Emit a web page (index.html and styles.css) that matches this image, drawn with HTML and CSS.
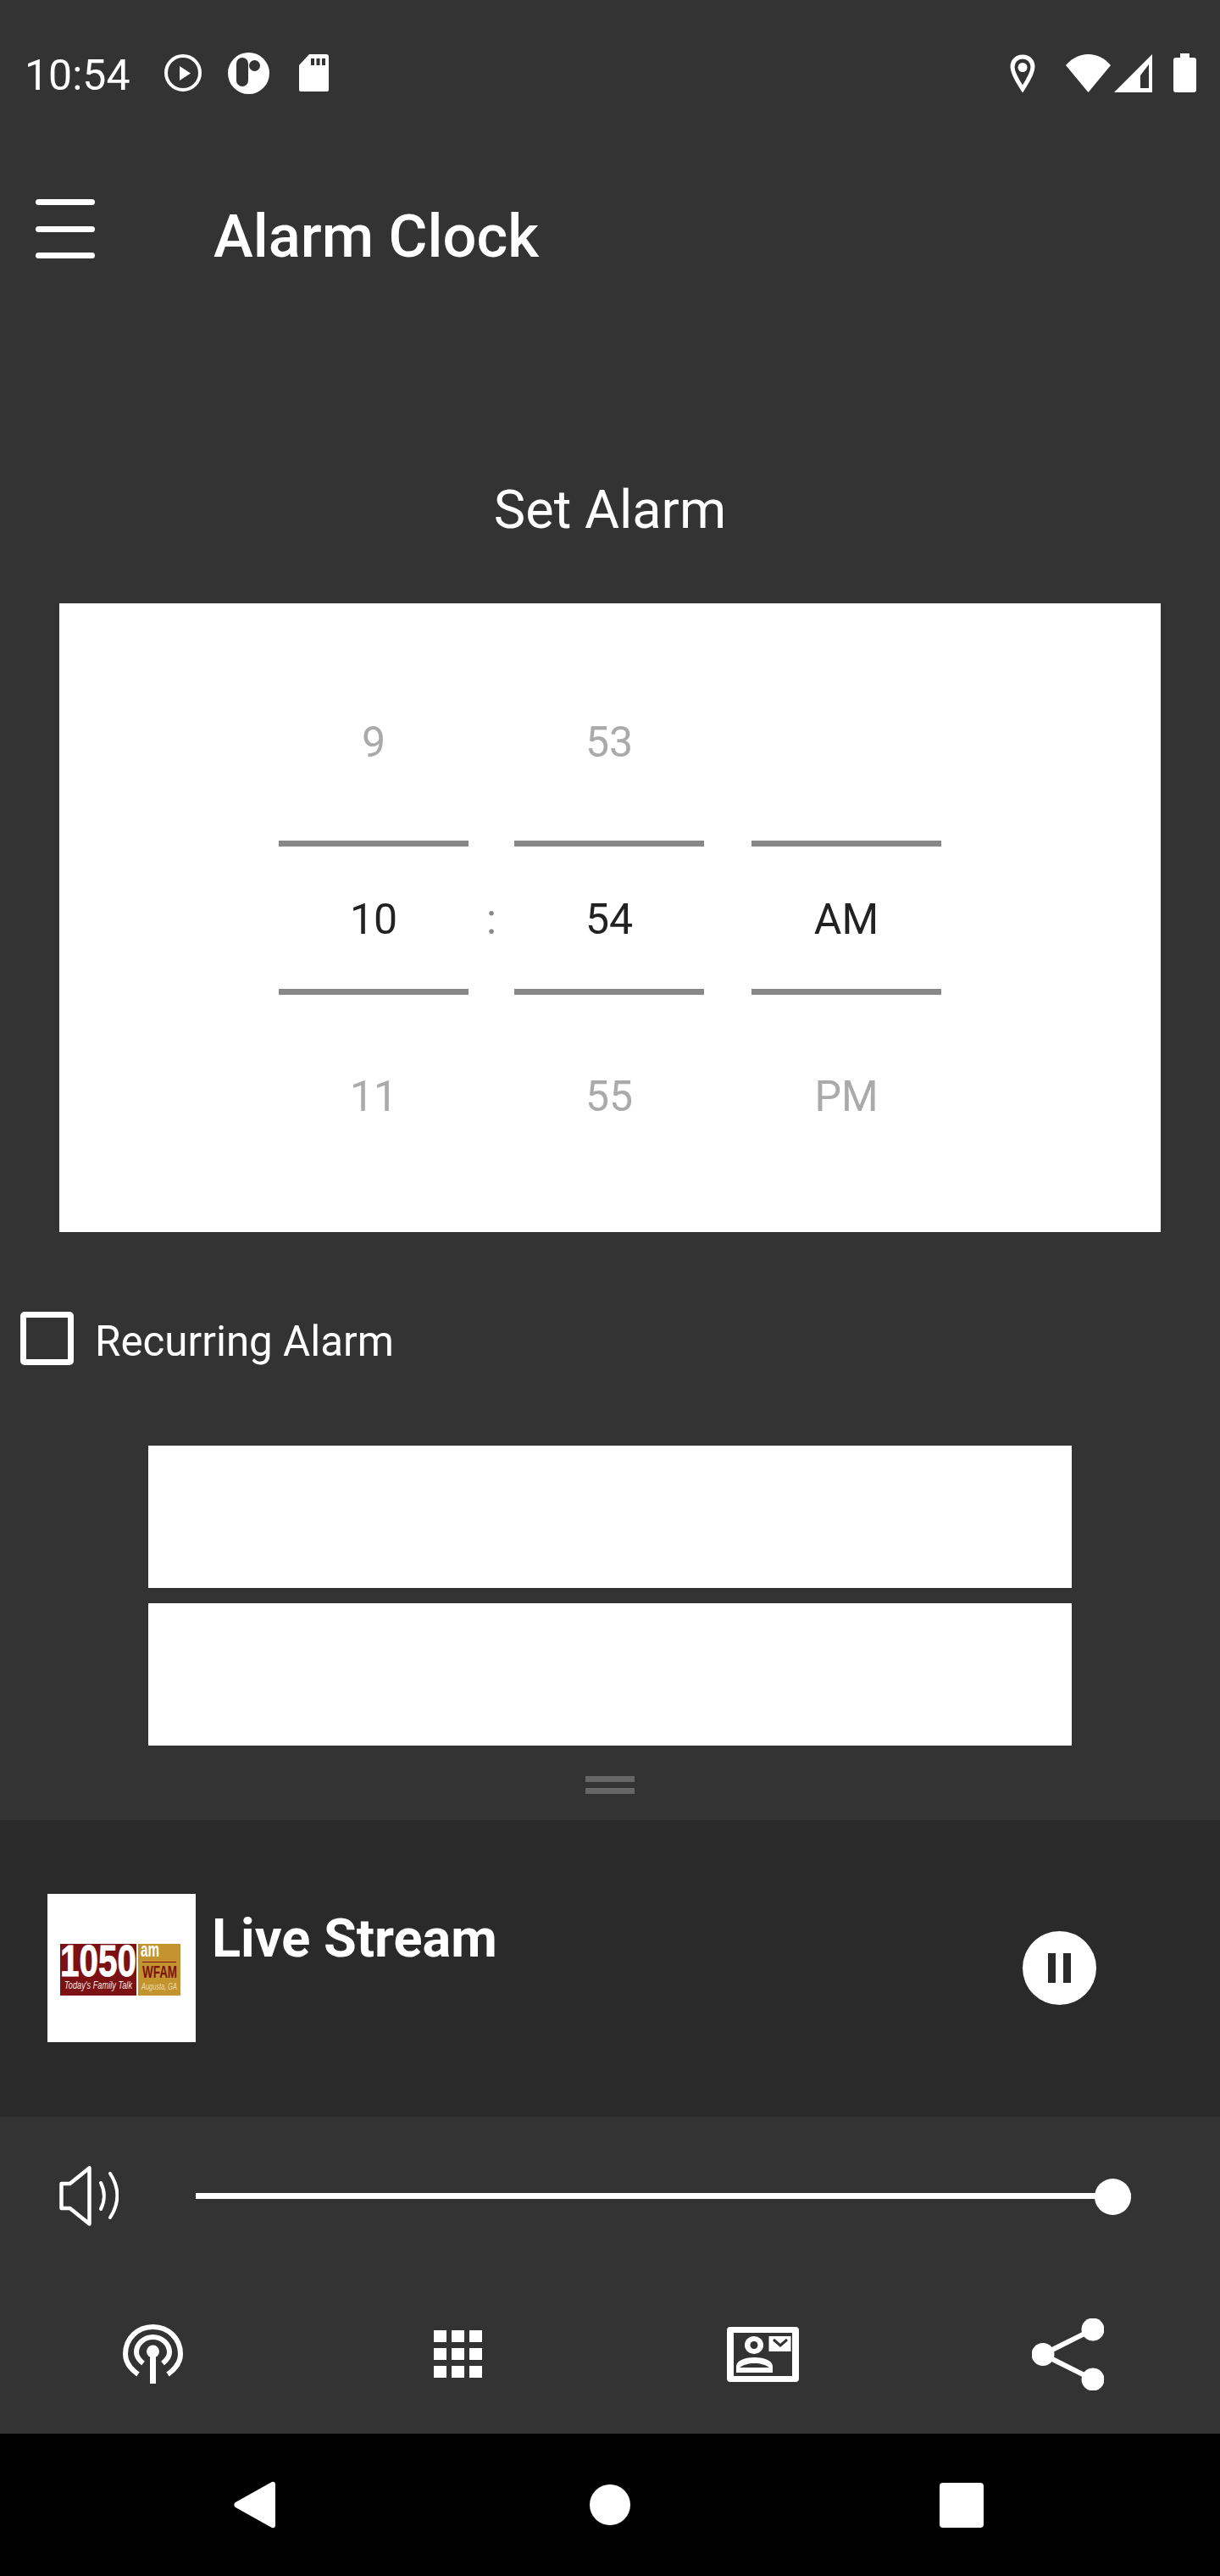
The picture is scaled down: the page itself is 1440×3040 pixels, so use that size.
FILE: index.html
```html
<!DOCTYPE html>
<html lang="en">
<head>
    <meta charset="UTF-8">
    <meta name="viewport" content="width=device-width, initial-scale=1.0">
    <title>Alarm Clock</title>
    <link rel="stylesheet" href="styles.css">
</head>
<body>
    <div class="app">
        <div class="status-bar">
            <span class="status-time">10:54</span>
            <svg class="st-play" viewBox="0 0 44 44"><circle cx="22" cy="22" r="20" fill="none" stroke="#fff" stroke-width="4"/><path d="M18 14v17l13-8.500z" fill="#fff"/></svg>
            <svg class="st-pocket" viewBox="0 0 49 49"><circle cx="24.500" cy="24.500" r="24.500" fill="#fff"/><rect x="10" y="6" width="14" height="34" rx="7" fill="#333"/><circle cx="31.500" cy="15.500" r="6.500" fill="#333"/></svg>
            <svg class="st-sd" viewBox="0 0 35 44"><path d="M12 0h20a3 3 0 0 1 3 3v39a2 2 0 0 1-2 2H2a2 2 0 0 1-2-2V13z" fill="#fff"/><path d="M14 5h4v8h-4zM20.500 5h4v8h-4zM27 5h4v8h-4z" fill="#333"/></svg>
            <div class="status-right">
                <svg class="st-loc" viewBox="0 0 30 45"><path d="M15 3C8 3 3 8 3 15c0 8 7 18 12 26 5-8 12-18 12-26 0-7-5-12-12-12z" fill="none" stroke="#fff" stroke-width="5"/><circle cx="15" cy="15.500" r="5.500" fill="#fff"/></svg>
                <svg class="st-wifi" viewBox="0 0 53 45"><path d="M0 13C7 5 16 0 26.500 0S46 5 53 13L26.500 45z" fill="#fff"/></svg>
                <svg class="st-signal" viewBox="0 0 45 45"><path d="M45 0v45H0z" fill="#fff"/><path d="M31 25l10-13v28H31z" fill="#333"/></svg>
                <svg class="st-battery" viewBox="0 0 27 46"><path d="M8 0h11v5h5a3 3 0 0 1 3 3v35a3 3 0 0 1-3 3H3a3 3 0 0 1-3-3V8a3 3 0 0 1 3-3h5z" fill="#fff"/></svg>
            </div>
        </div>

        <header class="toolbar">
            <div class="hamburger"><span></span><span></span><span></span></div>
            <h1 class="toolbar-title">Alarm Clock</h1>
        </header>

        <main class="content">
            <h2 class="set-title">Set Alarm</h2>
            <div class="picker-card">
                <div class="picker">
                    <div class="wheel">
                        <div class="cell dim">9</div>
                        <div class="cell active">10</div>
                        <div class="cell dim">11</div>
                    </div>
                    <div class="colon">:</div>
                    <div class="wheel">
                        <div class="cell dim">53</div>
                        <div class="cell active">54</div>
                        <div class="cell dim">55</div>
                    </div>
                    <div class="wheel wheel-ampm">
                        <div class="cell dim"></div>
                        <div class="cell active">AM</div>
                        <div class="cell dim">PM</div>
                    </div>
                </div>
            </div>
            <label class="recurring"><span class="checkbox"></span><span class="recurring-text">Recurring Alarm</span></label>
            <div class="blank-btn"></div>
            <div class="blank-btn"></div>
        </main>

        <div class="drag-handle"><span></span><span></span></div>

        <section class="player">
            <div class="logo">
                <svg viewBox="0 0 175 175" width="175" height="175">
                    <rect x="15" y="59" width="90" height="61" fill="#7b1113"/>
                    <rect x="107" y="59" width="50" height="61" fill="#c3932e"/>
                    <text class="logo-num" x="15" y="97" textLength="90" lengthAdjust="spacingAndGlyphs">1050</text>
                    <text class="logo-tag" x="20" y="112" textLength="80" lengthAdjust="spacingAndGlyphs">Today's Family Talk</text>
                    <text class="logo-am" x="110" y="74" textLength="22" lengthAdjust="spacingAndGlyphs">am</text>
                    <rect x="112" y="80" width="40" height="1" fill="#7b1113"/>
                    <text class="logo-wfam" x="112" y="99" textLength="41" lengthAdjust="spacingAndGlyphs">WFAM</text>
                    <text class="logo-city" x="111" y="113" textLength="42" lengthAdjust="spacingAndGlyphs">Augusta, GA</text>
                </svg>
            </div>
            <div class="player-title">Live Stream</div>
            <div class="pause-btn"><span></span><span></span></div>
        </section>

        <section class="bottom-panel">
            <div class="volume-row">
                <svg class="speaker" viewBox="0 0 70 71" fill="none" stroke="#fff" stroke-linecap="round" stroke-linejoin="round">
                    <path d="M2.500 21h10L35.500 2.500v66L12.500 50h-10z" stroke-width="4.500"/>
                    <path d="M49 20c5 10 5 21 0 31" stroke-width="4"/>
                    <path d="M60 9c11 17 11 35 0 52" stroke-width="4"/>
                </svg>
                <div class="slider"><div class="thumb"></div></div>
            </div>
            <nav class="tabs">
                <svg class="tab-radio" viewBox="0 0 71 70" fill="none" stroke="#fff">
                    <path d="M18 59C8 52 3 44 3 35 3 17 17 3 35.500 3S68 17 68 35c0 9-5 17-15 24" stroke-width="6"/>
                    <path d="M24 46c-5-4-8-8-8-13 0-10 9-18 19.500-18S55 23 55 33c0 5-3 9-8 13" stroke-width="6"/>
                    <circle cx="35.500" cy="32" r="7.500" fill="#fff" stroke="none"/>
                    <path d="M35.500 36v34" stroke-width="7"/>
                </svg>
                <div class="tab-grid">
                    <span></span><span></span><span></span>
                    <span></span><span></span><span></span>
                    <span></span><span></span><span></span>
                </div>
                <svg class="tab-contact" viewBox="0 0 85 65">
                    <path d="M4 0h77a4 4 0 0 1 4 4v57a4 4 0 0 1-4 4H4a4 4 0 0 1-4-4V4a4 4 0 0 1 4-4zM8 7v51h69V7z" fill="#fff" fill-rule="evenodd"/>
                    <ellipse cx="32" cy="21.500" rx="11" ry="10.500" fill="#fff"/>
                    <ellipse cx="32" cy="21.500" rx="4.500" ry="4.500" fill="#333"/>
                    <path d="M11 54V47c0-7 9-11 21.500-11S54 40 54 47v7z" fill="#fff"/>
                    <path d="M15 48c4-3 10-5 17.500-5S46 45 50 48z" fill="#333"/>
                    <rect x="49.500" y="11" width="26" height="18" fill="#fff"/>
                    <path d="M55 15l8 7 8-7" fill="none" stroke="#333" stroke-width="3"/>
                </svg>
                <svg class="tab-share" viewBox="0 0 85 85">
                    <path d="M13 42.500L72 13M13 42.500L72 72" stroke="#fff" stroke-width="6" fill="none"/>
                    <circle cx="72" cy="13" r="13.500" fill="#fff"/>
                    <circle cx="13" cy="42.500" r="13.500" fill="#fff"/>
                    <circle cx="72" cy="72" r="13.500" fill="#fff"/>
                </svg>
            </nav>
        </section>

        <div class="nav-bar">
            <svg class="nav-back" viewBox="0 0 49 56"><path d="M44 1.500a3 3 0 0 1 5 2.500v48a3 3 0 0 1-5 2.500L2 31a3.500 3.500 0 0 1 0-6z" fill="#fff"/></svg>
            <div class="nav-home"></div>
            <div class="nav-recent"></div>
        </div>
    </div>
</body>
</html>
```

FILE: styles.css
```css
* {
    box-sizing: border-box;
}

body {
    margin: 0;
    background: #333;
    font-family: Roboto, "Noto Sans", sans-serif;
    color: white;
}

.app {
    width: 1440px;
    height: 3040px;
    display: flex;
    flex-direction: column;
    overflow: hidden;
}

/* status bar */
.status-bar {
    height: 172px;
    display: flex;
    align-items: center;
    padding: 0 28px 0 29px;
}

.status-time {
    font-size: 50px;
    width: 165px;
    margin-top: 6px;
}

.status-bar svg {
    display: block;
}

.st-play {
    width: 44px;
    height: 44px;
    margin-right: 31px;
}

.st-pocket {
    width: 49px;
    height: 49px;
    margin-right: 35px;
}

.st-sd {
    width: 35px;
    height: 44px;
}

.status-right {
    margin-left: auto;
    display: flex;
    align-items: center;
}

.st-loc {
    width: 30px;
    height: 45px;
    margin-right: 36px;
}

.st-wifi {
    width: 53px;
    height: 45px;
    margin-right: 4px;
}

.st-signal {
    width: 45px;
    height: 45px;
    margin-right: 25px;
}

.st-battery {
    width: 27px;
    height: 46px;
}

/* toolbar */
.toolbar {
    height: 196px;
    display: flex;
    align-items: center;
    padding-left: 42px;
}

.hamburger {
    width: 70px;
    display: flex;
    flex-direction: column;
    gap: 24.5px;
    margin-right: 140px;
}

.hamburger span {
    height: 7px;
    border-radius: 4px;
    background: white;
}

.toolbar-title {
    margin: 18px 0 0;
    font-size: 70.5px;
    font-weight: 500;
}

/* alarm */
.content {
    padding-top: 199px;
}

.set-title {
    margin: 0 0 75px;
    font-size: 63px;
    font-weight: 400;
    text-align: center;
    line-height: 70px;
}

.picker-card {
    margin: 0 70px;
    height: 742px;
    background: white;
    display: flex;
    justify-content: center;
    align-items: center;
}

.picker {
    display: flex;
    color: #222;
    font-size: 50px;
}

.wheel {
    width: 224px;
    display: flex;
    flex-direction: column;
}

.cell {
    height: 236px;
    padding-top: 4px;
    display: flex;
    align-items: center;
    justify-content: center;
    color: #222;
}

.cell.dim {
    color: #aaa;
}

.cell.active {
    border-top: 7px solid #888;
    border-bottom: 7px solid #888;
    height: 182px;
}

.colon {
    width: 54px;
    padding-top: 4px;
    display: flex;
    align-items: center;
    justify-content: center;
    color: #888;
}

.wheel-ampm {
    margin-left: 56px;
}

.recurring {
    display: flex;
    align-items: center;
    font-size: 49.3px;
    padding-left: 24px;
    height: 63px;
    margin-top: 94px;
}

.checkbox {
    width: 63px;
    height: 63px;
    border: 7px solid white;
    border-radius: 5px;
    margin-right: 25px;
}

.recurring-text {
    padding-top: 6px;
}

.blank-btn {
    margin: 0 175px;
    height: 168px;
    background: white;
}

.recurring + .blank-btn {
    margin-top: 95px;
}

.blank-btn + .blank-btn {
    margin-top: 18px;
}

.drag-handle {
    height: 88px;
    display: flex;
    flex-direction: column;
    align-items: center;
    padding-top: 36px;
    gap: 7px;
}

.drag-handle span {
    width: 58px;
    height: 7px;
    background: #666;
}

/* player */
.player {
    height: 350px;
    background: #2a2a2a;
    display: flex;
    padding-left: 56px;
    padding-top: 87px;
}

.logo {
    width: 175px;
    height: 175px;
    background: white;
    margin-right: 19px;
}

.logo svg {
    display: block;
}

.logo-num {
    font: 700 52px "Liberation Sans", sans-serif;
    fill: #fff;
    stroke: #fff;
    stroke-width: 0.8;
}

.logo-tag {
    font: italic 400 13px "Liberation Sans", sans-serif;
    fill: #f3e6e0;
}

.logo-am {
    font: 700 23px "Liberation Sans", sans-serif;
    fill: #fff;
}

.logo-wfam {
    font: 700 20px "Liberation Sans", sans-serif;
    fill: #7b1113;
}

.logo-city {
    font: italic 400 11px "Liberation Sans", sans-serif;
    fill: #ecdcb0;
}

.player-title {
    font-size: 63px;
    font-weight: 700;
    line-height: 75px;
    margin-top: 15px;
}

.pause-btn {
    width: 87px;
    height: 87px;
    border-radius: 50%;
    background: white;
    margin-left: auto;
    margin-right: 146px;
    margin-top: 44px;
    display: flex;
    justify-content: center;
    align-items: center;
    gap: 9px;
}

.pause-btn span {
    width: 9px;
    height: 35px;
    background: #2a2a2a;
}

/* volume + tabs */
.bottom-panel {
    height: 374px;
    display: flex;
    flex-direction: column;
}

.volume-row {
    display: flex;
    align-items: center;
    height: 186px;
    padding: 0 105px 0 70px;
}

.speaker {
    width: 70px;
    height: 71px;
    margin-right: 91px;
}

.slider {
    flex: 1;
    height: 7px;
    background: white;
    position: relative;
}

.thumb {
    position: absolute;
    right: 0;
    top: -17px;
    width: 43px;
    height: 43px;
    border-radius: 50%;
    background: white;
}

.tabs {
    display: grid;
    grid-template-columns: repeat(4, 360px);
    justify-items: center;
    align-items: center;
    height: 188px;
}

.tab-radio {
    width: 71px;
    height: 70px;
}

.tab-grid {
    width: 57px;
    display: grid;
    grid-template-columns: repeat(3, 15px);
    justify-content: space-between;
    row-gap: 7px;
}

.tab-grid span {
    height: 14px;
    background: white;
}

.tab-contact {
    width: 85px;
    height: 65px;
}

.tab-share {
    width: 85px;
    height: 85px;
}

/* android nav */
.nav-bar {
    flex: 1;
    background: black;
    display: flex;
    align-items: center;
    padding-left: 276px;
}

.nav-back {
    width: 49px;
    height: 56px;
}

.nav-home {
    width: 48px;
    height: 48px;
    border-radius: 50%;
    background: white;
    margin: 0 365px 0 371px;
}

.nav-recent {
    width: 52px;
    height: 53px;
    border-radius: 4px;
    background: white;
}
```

Problem: Reproduce each line holding the word "page".

The completed task:
Emit a web page (index.html and styles.css) that matches this image, drawn with HTML and CSS.
The picture is scaled down: the page itself is 1440×3040 pixels, so use that size.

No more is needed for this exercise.